━━━━━ Dataset content ━━━━━

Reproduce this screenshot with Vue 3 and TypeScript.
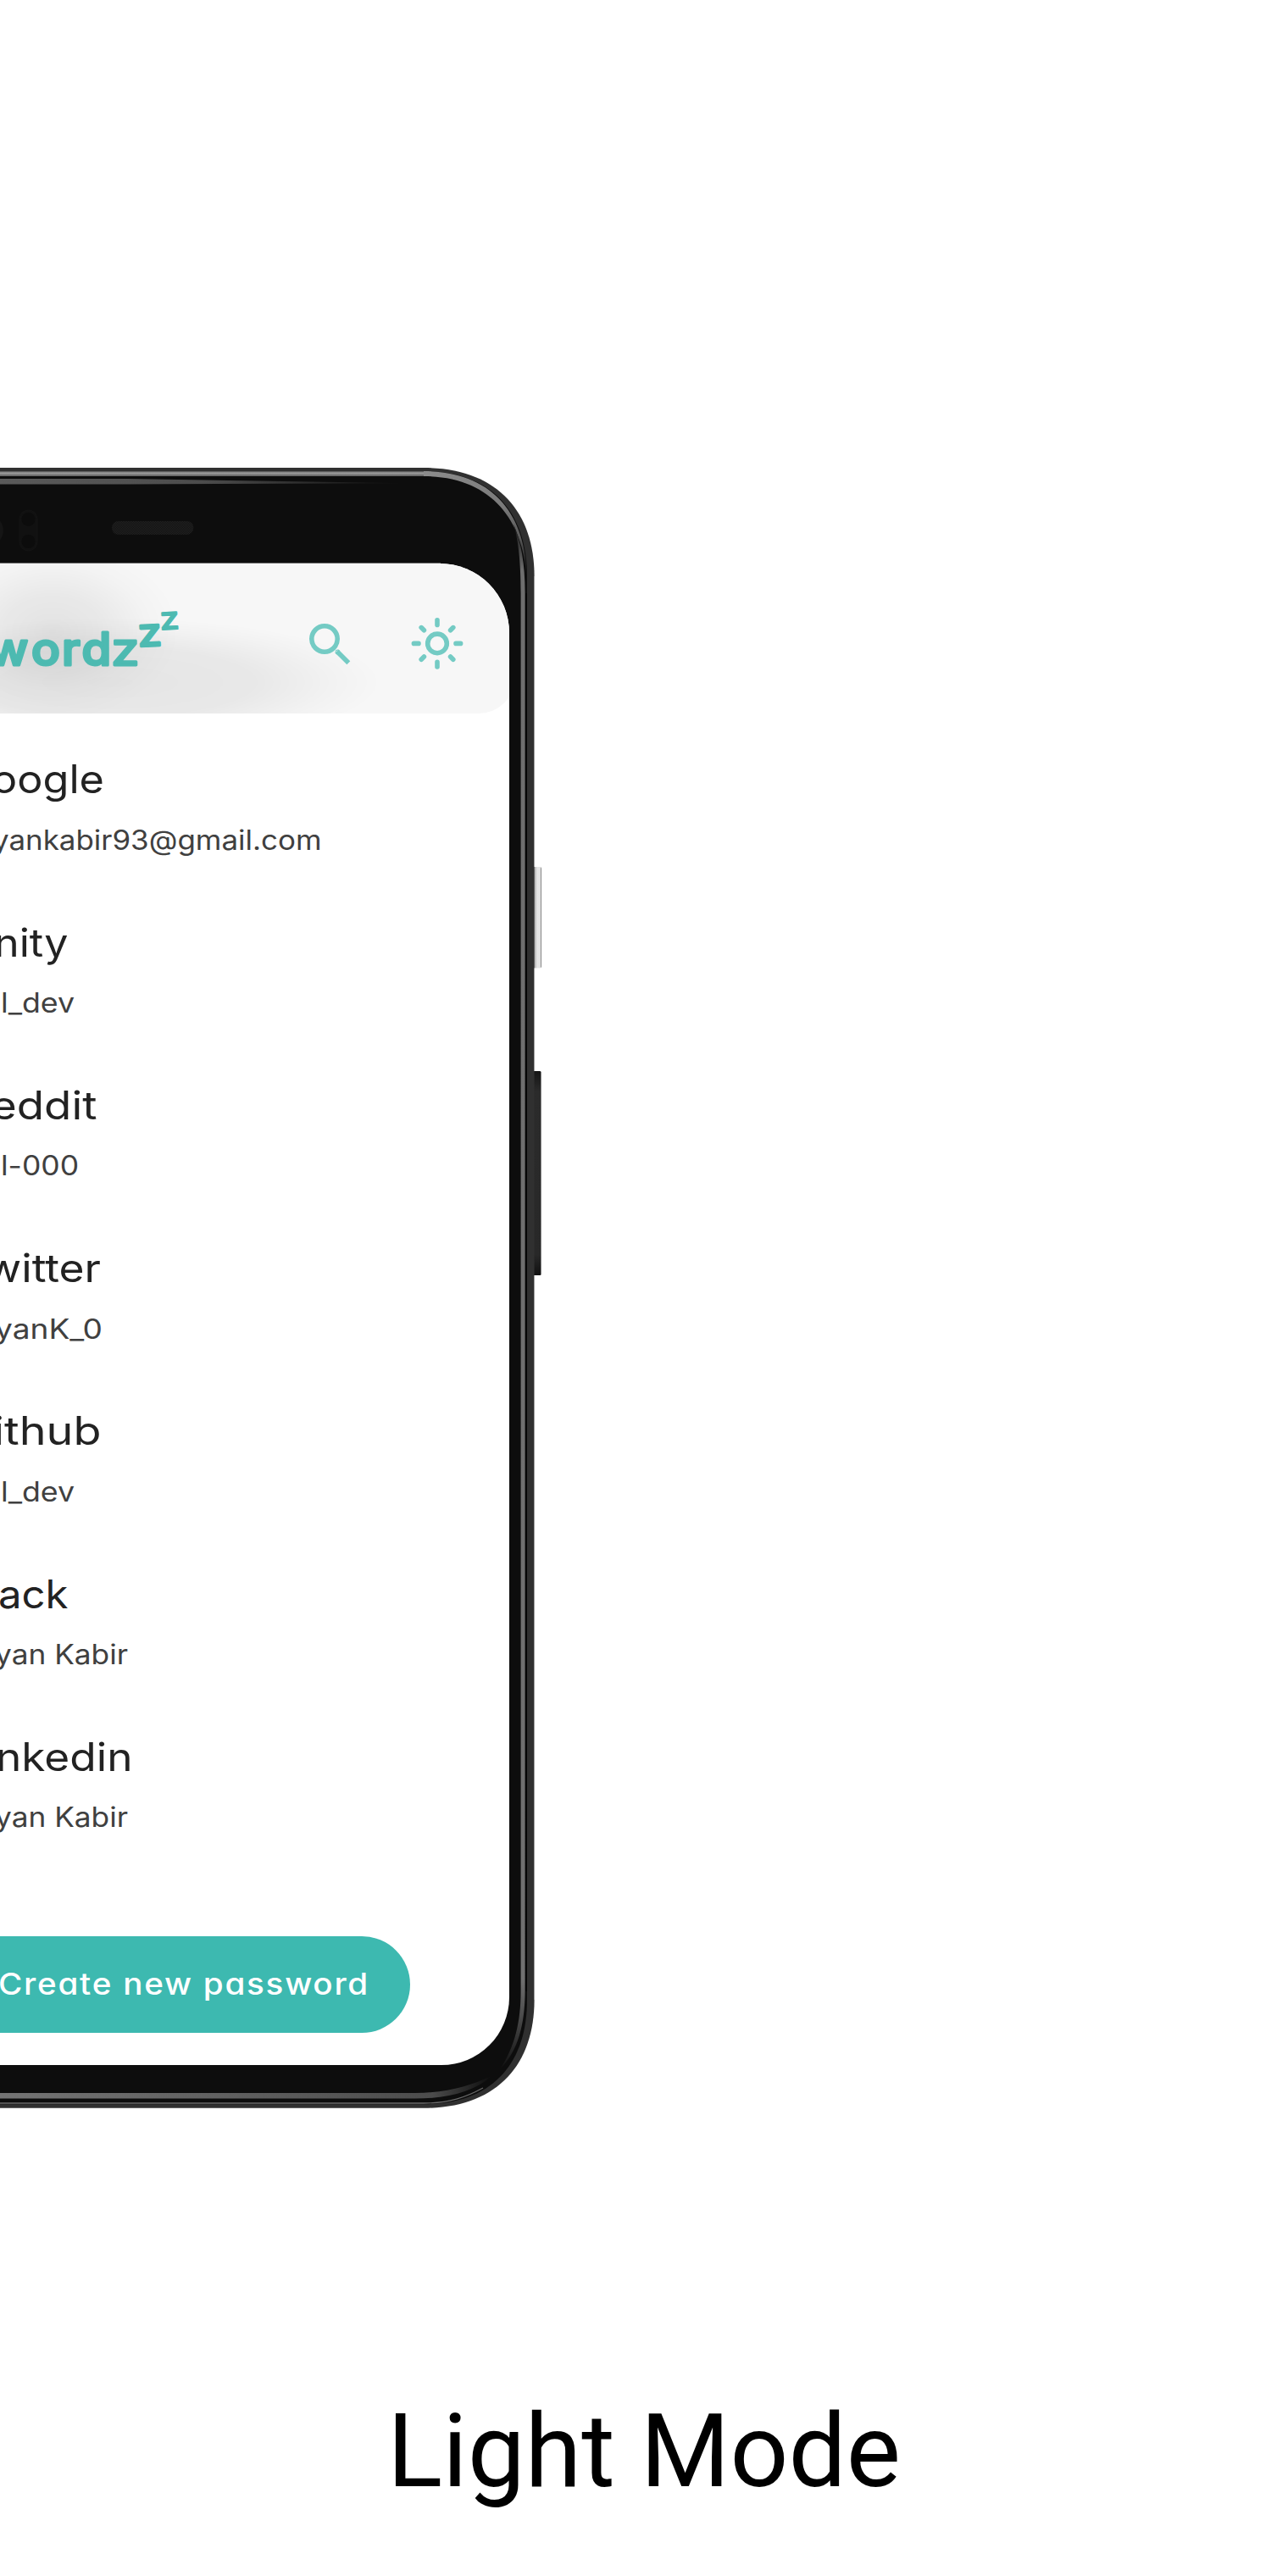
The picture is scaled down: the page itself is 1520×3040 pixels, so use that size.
<script setup lang="ts">
interface Line {
  text: string
  x: number
  end: number
}

interface Entry {
  site: Line
  user: Line
}

const line = (text: string, x: number, end: number): Line => ({ text, x, end })

// The left part of the phone lies outside the page, so each line starts at the page edge.
const entries: Entry[] = [
  { site: line('oogle', -10, 123), user: line('yankabir93@gmail.com', -9, 379.5) },
  { site: line('nity', -7, 80.5), user: line('l_dev', 1, 88) },
  { site: line('eddit', -11, 114.5), user: line('l-000', 1, 93) },
  { site: line('witter', -17, 119), user: line('yanK_0', -6, 121) },
  { site: line('ithub', -8, 119.5), user: line('l_dev', 1, 88) },
  { site: line('ack', -2, 80.5), user: line('yan Kabir', -6, 151) },
  { site: line('nkedin', -5, 156.5), user: line('yan Kabir', -6, 151) },
]

const rays = [0, 90, 180, 270]
</script>

<template>
  <main class="page">
    <section class="phone">
      <svg class="shell" width="640" height="1936" viewBox="0 552 640 1936">
        <defs>
          <linearGradient id="rim" x1="0" y1="556" x2="0" y2="562" gradientUnits="userSpaceOnUse">
            <stop offset="0" stop-color="#4a4a4a" />
            <stop offset="0.35" stop-color="#a0a0a0" />
            <stop offset="1" stop-color="#5c5c5c" />
          </linearGradient>
          <linearGradient id="rimSide" x1="500" y1="556" x2="622" y2="680" gradientUnits="userSpaceOnUse">
            <stop offset="0" stop-color="#8c8c8c" />
            <stop offset="0.55" stop-color="#7a7a7a" />
            <stop offset="0.8" stop-color="#555" />
            <stop offset="1" stop-color="#111" />
          </linearGradient>
          <linearGradient id="bandTop" x1="0" y1="0" x2="480" y2="0" gradientUnits="userSpaceOnUse">
            <stop offset="0" stop-color="#5a5a5a" />
            <stop offset="0.5" stop-color="#4c4c4c" />
            <stop offset="1" stop-color="#0d0d0d" />
          </linearGradient>
          <linearGradient id="bandSide" x1="0" y1="618" x2="0" y2="2445" gradientUnits="userSpaceOnUse">
            <stop offset="0" stop-color="#0d0d0d" />
            <stop offset="0.03" stop-color="#6e6e6e" />
            <stop offset="0.94" stop-color="#707070" />
            <stop offset="0.965" stop-color="#4a4a4a" />
            <stop offset="1" stop-color="#0d0d0d" />
          </linearGradient>
          <linearGradient id="bandBottom" x1="0" y1="0" x2="580" y2="0" gradientUnits="userSpaceOnUse">
            <stop offset="0" stop-color="#747474" />
            <stop offset="0.6" stop-color="#5a5a5a" />
            <stop offset="0.88" stop-color="#4c4c4c" />
            <stop offset="1" stop-color="#0d0d0d" />
          </linearGradient>
          <linearGradient id="power" x1="630" y1="0" x2="639" y2="0" gradientUnits="userSpaceOnUse">
            <stop offset="0" stop-color="#999" />
            <stop offset="0.3" stop-color="#d2d2d2" />
            <stop offset="0.45" stop-color="#e6e6e6" />
            <stop offset="0.85" stop-color="#e2e2e2" />
            <stop offset="0.92" stop-color="#888" />
          </linearGradient>
          <linearGradient id="volume" x1="0" y1="1264" x2="0" y2="1505" gradientUnits="userSpaceOnUse">
            <stop offset="0" stop-color="#141414" />
            <stop offset="0.1" stop-color="#2b2b2b" />
            <stop offset="0.9" stop-color="#282828" />
            <stop offset="1" stop-color="#101010" />
          </linearGradient>
          <pattern id="mesh" width="2" height="2" patternUnits="userSpaceOnUse">
            <rect width="2" height="2" fill="#111" />
            <rect width="1" height="1" fill="#222" />
            <rect x="1" y="1" width="1" height="1" fill="#222" />
          </pattern>
        </defs>

        <rect x="626" y="1023" width="13" height="119.5" rx="2" fill="url(#power)" />
        <rect x="626" y="1264" width="12.6" height="241" rx="1.5" fill="url(#volume)" />
        <path d="M638.5 1265V1504" stroke="#8a8a8a" stroke-width="0.8" />

        <path d="M-2 552H500C585 552 630.6 602 630.6 680V2360C630.6 2438 585 2487.8 500 2487.8H-2Z" fill="#303030" />
        <path d="M630.5 680V1023M630.5 1142.5V1264M630.5 1505V2360" stroke="#a8a8a8" stroke-width="0.8" />
        <path d="M-2 556H500C582 556 622 606 622 680V2360C622 2434 582 2483.2 500 2483.2H-2Z" fill="#0d0d0d" />
        <rect x="-2" y="556" width="504" height="6" fill="url(#rim)" />
        <path d="M500 556C582 556 621 608 621.5 680C617 612 578 562 500 562Z" fill="url(#rimSide)" />
        <path d="M-2 565H150L480 570.2L150 571.5H-2Z" fill="url(#bandTop)" />
        <path d="M606 618C612 640 614.6 662 614.6 700V2350C614.6 2385 608 2415 590 2442C612 2420 619.4 2388 619.6 2350V700C619.6 665 615 640 606 618Z" fill="url(#bandSide)" />
        <path d="M620.8 700V2350" stroke="#050505" stroke-width="1.5" />
        <path d="M-2 2470H490C525 2470 555 2462 580 2450C560 2468 530 2476.6 490 2476.6H-2Z" fill="url(#bandBottom)" />
        <path d="M-2 2482H500C530 2482 550 2475 570 2464" fill="none" stroke="#6a6a6a" stroke-width="1.3" />

        <circle cx="-14" cy="626" r="18" fill="#151515" />
        <rect x="23" y="602" width="21" height="48" rx="10.5" fill="#111" stroke="#141414" />
        <circle cx="33.5" cy="612.8" r="8" fill="#0c0c0c" />
        <circle cx="33.5" cy="639" r="8" fill="#0c0c0c" />
        <rect x="132" y="615" width="96.4" height="16" rx="8" fill="url(#mesh)" />
        <path d="M-2 664.5H520" stroke="#6a6a6a" />
      </svg>

      <div class="screen">
        <header class="bar">
          <svg width="601" height="177" viewBox="0 665 601 177">
            <g class="brand">
              <text y="784.8" x="-12.4 34.9 68.8 91" transform="scale(1.06 1)">word</text>
              <text transform="translate(131.4 784.8) scale(1.12 1)">z</text>
              <text class="z2" transform="translate(163.4 763) rotate(-3) scale(1.12 1)">z</text>
              <text class="z3" transform="translate(189.4 743) rotate(-3) scale(1.12 1)">z</text>
            </g>
            <g class="icon">
              <circle cx="383" cy="754" r="15.2" />
              <path d="M397.5 768.5L411.3 782.3" />
              <circle cx="398.4" cy="769.4" r="0.4" stroke-width="4.8" />
            </g>
            <g class="icon round" transform="translate(516 759.4)">
              <circle r="11.3" />
              <path v-for="a in rays" :key="a" :transform="`rotate(${a})`" d="M0-27.6V-22M15.6-15.6L18.8-18.8" />
            </g>
          </svg>
        </header>

        <ul class="list">
          <li v-for="(e, i) in entries" :key="i" class="entry">
            <svg class="site" width="601" height="60">
              <text :x="e.site.x" y="45" :textLength="e.site.end - e.site.x" lengthAdjust="spacingAndGlyphs">{{ e.site.text }}</text>
            </svg>
            <svg class="user" width="601" height="40">
              <text :x="e.user.x" y="30" :textLength="e.user.end - e.user.x" lengthAdjust="spacingAndGlyphs">{{ e.user.text }}</text>
            </svg>
          </li>
        </ul>

        <button class="create" type="button">
          <svg width="484" height="114">
            <text x="-2" y="69" textLength="438" lengthAdjust="spacingAndGlyphs">Create new password</text>
          </svg>
        </button>
      </div>
    </section>

    <h1 class="caption">Light Mode</h1>
  </main>
</template>

<style>
body {
  margin: 0;
  background: #fff;
}
</style>

<style scoped>
.page {
  display: flex;
  flex-direction: column;
  width: 1520px;
  height: 3040px;
  padding-top: 552px;
  box-sizing: border-box;
  overflow: hidden;
  background: #fff;
  font-family: Inter, "Liberation Sans", sans-serif;
}

svg {
  display: block;
}

.phone {
  display: grid;
  flex: none;
  width: 640px;
  height: 1936px;
}

.shell,
.screen {
  grid-area: 1 / 1;
}

.screen {
  display: flex;
  flex-direction: column;
  align-items: flex-start;
  width: 601px;
  height: 1771.7px;
  margin-top: 113px;
  overflow: hidden;
  border-radius: 0 82px 80px 0;
  background: #fff;
}

.bar {
  flex: none;
  width: 607px;
  height: 177.3px;
  border-radius: 0 0 42px 0;
  background:
    radial-gradient(ellipse 150px 105px at 62px 80px, rgba(0, 0, 0, 0.085), rgba(0, 0, 0, 0.062) 35%, rgba(0, 0, 0, 0.016) 75%, transparent),
    radial-gradient(ellipse 320px 76px at 130px 140px, rgba(0, 0, 0, 0.075), rgba(0, 0, 0, 0.062) 50%, rgba(0, 0, 0, 0.02) 82%, transparent),
    #f7f7f7;
}

.brand {
  fill: #4dbab1;
  stroke: #4dbab1;
  stroke-width: 3;
  stroke-linejoin: round;
  font-size: 53px;
  font-weight: 500;
}

.brand text + text {
  font-weight: 400;
}

.brand .z2 {
  font-size: 45px;
}

.brand .z3 {
  font-size: 36px;
  stroke-width: 2.2;
}

.icon {
  fill: none;
  stroke: #74cbc4;
  stroke-width: 5.6;
}

.round {
  stroke-linecap: round;
}

.list {
  flex: none;
  margin: 0;
  padding: 49.2px 0 0;
  list-style: none;
}

.entry {
  display: flex;
  flex-direction: column;
  gap: 21.5px;
  height: 192.25px;
}

.site {
  fill: #222;
  font-size: 46px;
}

.user {
  fill: #404040;
  font-size: 32px;
}

.create {
  flex: none;
  width: 484px;
  height: 114.2px;
  margin: 48px 0 0;
  padding: 0;
  border: 0;
  border-radius: 0 57px 57px 0;
  background: #3db9b0;
  fill: #fff;
  font-family: inherit;
  font-size: 35.5px;
  font-weight: 500;
  letter-spacing: 1.6px;
  font-feature-settings: "cv11";
}

.caption {
  margin: 334px 0 0;
  color: #000;
  font: 400 121px/142px Roboto, sans-serif;
  text-align: center;
}
</style>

━━━━━

From the data above, copy each line where the string "page" appears.

The picture is scaled down: the page itself is 1520×3040 pixels, so use that size.
// The left part of the phone lies outside the page, so each line starts at the page edge.
  <main class="page">
.page {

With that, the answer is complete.